SHORT TASK: Look through the data and write out every line with the word "React" in it.

AVAILABLE DATA:
────────

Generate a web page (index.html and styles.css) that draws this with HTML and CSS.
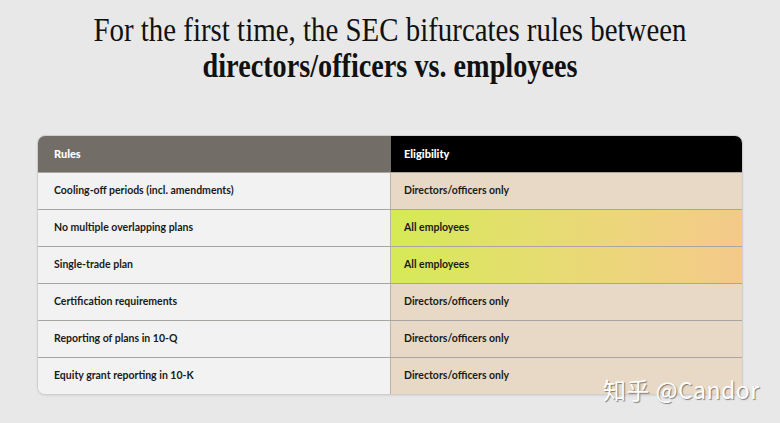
FILE: index.html
```html
<!DOCTYPE html>
<html>
<head>
<meta charset="utf-8">
<link rel="stylesheet" href="styles.css">
</head>
<body>
<div class="page">
  <h1 class="title">
    <span class="line1">For the first time, the SEC bifurcates rules between</span>
    <span class="line2">directors/officers vs. employees</span>
  </h1>
  <div class="table">
    <div class="row head">
      <div class="cell left">Rules</div>
      <div class="cell right">Eligibility</div>
    </div>
    <div class="row">
      <div class="cell left">Cooling-off periods (incl. amendments)</div>
      <div class="cell right">Directors/officers only</div>
    </div>
    <div class="row">
      <div class="cell left">No multiple overlapping plans</div>
      <div class="cell right hot">All employees</div>
    </div>
    <div class="row">
      <div class="cell left">Single-trade plan</div>
      <div class="cell right hot">All employees</div>
    </div>
    <div class="row">
      <div class="cell left">Certification requirements</div>
      <div class="cell right">Directors/officers only</div>
    </div>
    <div class="row">
      <div class="cell left">Reporting of plans in 10-Q</div>
      <div class="cell right">Directors/officers only</div>
    </div>
    <div class="row last">
      <div class="cell left">Equity grant reporting in 10-K</div>
      <div class="cell right">Directors/officers only</div>
    </div>
    <div class="watermark">知乎 @Candor</div>
  </div>
</div>
</body>
</html>
```
FILE: styles.css
```css
html, body {
  margin: 0;
  padding: 0;
  background: #e8e8e8;
}
.page {
  width: 780px;
  height: 423px;
  overflow: hidden;
  padding-top: 12px;
  box-sizing: border-box;
}
.title {
  margin: 0;
  text-align: center;
  font-family: "Liberation Serif", serif;
  font-size: 34px;
  line-height: 36px;
  font-weight: normal;
  color: #111;
}
.title span { display: block; }
.title .line1 { transform: scaleX(0.85); }
.title .line2 { font-weight: bold; transform: scaleX(0.83); }
.table {
  position: relative;
  margin: 51px 0 0 37px;
  width: 704px;
  border: 1px solid #cfcfcf;
  border-radius: 8px;
  font-family: "Lato", "Noto Sans", sans-serif;
  font-size: 10.5px;
  font-weight: bold;
  color: #1a1a1a;
  box-shadow: 0 1px 2px rgba(0,0,0,0.08);
}
.row {
  display: grid;
  grid-template-columns: 353px 1fr;
  height: 37px;
  border-top: 1px solid #a9a6a2;
  box-sizing: border-box;
}
.row.head {
  height: 36px;
  border-top: none;
  font-size: 11px;
  font-weight: 900;
  color: #fff;
}
.cell {
  display: flex;
  align-items: center;
  padding-bottom: 2px;
}
.cell.left {
  padding-left: 16px;
  background: #f2f2f2;
  border-right: 1px solid #bdb3a6;
}
.cell.right {
  padding-left: 13px;
  background: #e8d9c6;
}
.head .cell.left {
  background: #736d67;
  border-radius: 7px 0 0 0;
  border-right: none;
}
.head .cell.right {
  background: #000;
  border-radius: 0 7px 0 0;
}
.last .cell.left { border-radius: 0 0 0 7px; }
.last .cell.right { border-radius: 0 0 7px 0; }
.cell.hot {
  background: linear-gradient(90deg, #d5ea55 0%, #e3df6d 35%, #eed47e 70%, #f4c98a 100%);
}
.watermark {
  position: absolute;
  left: 565px;
  top: 236px;
  font-family: "Noto Sans CJK SC", "Noto Sans", sans-serif;
  font-size: 23px;
  font-weight: normal;
  color: #fff;
  letter-spacing: 0.5px;
  text-shadow: 1px 1px 1px rgba(0,0,0,0.45);
  white-space: nowrap;
}
```
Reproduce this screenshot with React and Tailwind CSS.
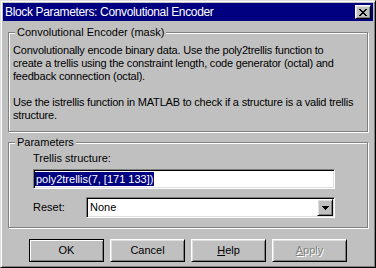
import React from "react";

const raised =
  "border border-t-white border-l-white border-b-black border-r-black shadow-[inset_1px_1px_0_#dfdfdf,inset_-1px_-1px_0_#808080]";
const sunken =
  "border border-t-[#808080] border-l-[#808080] border-b-white border-r-white shadow-[inset_1px_1px_0_#000,inset_-1px_-1px_0_#dfdfdf]";
const etched =
  "border border-[#808080] shadow-[inset_1px_1px_0_#fff,1px_1px_0_#fff]";

function Group({ label, className = "", children }) {
  return (
    <fieldset className={`${etched} p-0 m-0 ${className}`}>
      <legend className="ml-[6px] px-[2px] bg-[#c0c0c0] leading-[13px]">{label}</legend>
      {children}
    </fieldset>
  );
}

function Button({ children, def, disabled }) {
  const frame = def
    ? "border border-black shadow-[inset_1px_1px_0_#fff,inset_-1px_-1px_0_#808080]"
    : raised;
  return (
    <button
      type="button"
      className={`${frame} w-[75px] h-[23px] bg-[#c0c0c0] flex items-center justify-center ${
        disabled ? "text-[#808080] [text-shadow:1px_1px_0_#fff]" : "text-black"
      }`}
    >
      {children}
    </button>
  );
}

export default function App() {
  return (
    <div className="w-[376px] h-[268px] bg-[#c0c0c0] border border-t-[#dfdfdf] border-l-[#dfdfdf] border-b-black border-r-black shadow-[inset_1px_1px_0_#fff,inset_-1px_-1px_0_#808080] p-[2px] flex flex-col font-['Liberation_Sans',Arial,sans-serif] text-[11px] leading-[13px] text-black">
      {/* Title bar */}
      <div className="h-[18px] bg-[#000080] flex items-center justify-between pl-[2px] pr-[2px]">
        <span className="text-white text-[12px] tracking-[-0.35px]">Block Parameters: Convolutional Encoder</span>
        <div className={`${raised} w-[16px] h-[14px] bg-[#c0c0c0] flex items-center justify-center`}>
          <svg width="8" height="7" viewBox="0 0 8 7" shapeRendering="crispEdges">
            <path d="M0 0h2v1H0zM6 0h2v1H6zM1 1h2v1H1zM5 1h2v1H5zM2 2h4v1H2zM3 3h2v1H3zM2 4h4v1H2zM1 5h2v1H1zM5 5h2v1H5zM0 6h2v1H0zM6 6h2v1H6z" fill="#000" />
          </svg>
        </div>
      </div>

      <div className="px-[5px]">
        {/* Description */}
        <Group label="Convolutional Encoder (mask)" className="mt-[5px]">
          <div className="pt-[5px] pl-[4px] pb-[9px] whitespace-nowrap tracking-[-0.2px]">
            <div>Convolutionally encode binary data. Use the poly2trellis function to</div>
            <div>create a trellis using the constraint length, code generator (octal) and</div>
            <div>feedback connection (octal).</div>
            <div>&nbsp;</div>
            <div>Use the istrellis function in MATLAB to check if a structure is a valid trellis</div>
            <div>structure.</div>
          </div>
        </Group>

        {/* Parameters */}
        <Group label="Parameters" className="mt-[4px]">
          <div className="pt-[3px] pl-[24px] pb-[9px]">
            <div>Trellis structure:</div>
            <div className={`${sunken} mt-[4px] w-[302px] h-[20px] bg-white flex items-center pl-[1px]`}>
              <span className="bg-[#000080] text-white leading-[14px] px-[1px]">poly2trellis(7, [171 133])</span>
            </div>
            <div className="mt-[8px] flex items-center">
              <span className="w-[53px]">Reset:</span>
              <div className={`${sunken} w-[249px] h-[21px] bg-white flex items-center justify-between pl-[3px] pr-[1px]`}>
                <span>None</span>
                <div className={`${raised} w-[16px] h-[17px] bg-[#c0c0c0] flex items-center justify-center`}>
                  <svg width="7" height="4" viewBox="0 0 7 4" shapeRendering="crispEdges">
                    <path d="M0 0h7v1H0zM1 1h5v1H1zM2 2h3v1H2zM3 3h1v1H3z" fill="#000" />
                  </svg>
                </div>
              </div>
            </div>
          </div>
        </Group>
      </div>

      {/* Buttons */}
      <div className="mt-[11px] ml-[26px] flex gap-[6px]">
        <Button def>OK</Button>
        <Button>Cancel</Button>
        <Button>
          <span><span className="underline">H</span>elp</span>
        </Button>
        <Button disabled>
          <span><span className="underline">A</span>pply</span>
        </Button>
      </div>
    </div>
  );
}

────────

EXPECTED ANSWER:
Reproduce this screenshot with React and Tailwind CSS.
import React from "react";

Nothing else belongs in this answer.